Pharmacological and nutritional targeting of voltage-gated sodium channels in the treatment of epithelial cancers
Coordinator of the consortium: Dr Sébastien Roger, Laboratoire Transplantation, Immunologie, Inflammation (T2I), University of Tours - FR
Voltage-gated sodium channels (NaV), composed of pore-forming alpha and auxiliary beta subunits, were characterized in excitable cells in which they are responsible for the triggering of action potentials. Their activity in nociceptive fibres is responsible for pain sensation. Recently, it appeared that these proteins are aberrantly expressed in non-excitable cancer tissues and cells from different epithelial origins such as breast, lung, prostate, colon, cervix, while they are not expressed in cognate non-cancer tissues. Their expression and function in carcinoma cells have been associated with cancer progression towards metastatic stages and patients’ death. The basal activity of NaV at the resting membrane potential of highly aggressive human carcinoma cells, controls intracellular signalling pathways that promote cell migration and invasiveness through extracellular matrices. The pharmacological inhibition of NaV with drugs that are clinically used, such as the antianginal ranolazine, the anticonvulsant phenytoin or the local anaesthetic lidocaine, reduces cancer cell invasion in vitro and metastatic colonization of organs in vivo. The supplementation of cancer cells with n-3 polyunsaturated fatty acids was also demonstrated to control the expression of NaV in cancer cells and to inhibit their invasiveness. The present collaborative project is a multidisciplinary project, joining concepts and techniques from cell biology, physiology, biophysics, medicinal chemistry, anaesthesia, surgery and oncology.

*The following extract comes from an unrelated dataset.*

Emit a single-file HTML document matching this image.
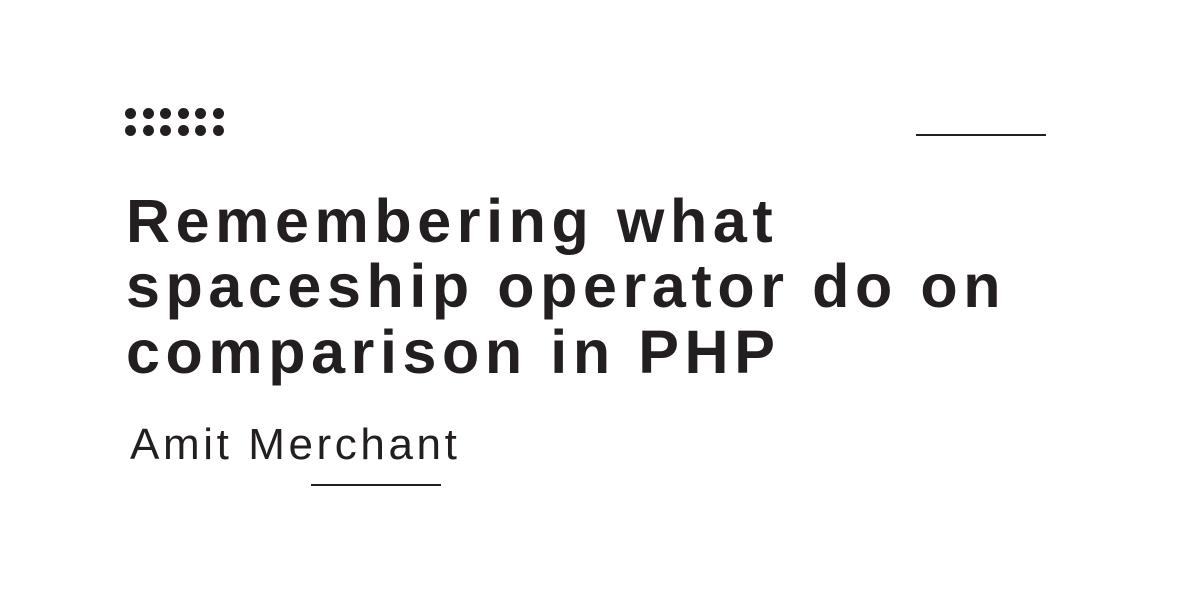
<!DOCTYPE html>
<html><head><style>
body{margin:0;width:1200px;height:600px;background:#fff;position:relative;overflow:hidden;font-family:"Liberation Sans",sans-serif;color:#231f20}
.d{position:absolute;width:11px;height:11px;border-radius:50%;background:#231f20}
.t{position:absolute;left:126px;font-weight:bold;font-size:61px;letter-spacing:5.6px;white-space:nowrap;line-height:1}
.l{position:absolute;height:2px;background:#231f20}
</style></head><body>
<div id="dots"></div>
<script>
var s='';for(var r=0;r<2;r++)for(var c=0;c<6;c++){s+='<div class="d" style="left:'+(125+c*17.6)+'px;top:'+(108+r*17)+'px"></div>'}
document.getElementById('dots').innerHTML=s;
</script>
<div class="l" style="left:916px;top:134px;width:130px"></div>
<div class="t" style="top:191px">Remembering what</div>
<div class="t" style="top:256px">spaceship operator do on</div>
<div class="t" style="top:322px">comparison in PHP</div>
<div style="position:absolute;left:130px;top:423px;font-size:44px;letter-spacing:3.6px;white-space:nowrap;line-height:1">Amit Merchant</div>
<div class="l" style="left:311px;top:484px;width:130px"></div>
</body></html>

This consortium aims at developing a better understanding of molecular and cellular mechanisms by which NaV channels (pore-forming and auxiliary subunits) are involved in cancer cell invasiveness and metastases development and at identifying whether they could serve as cancer markers and prognostic factors. It is also aimed at proposing NaV as new pharmacological and nutritional targets for anticancer treatments and for reducing cancer-associated pain.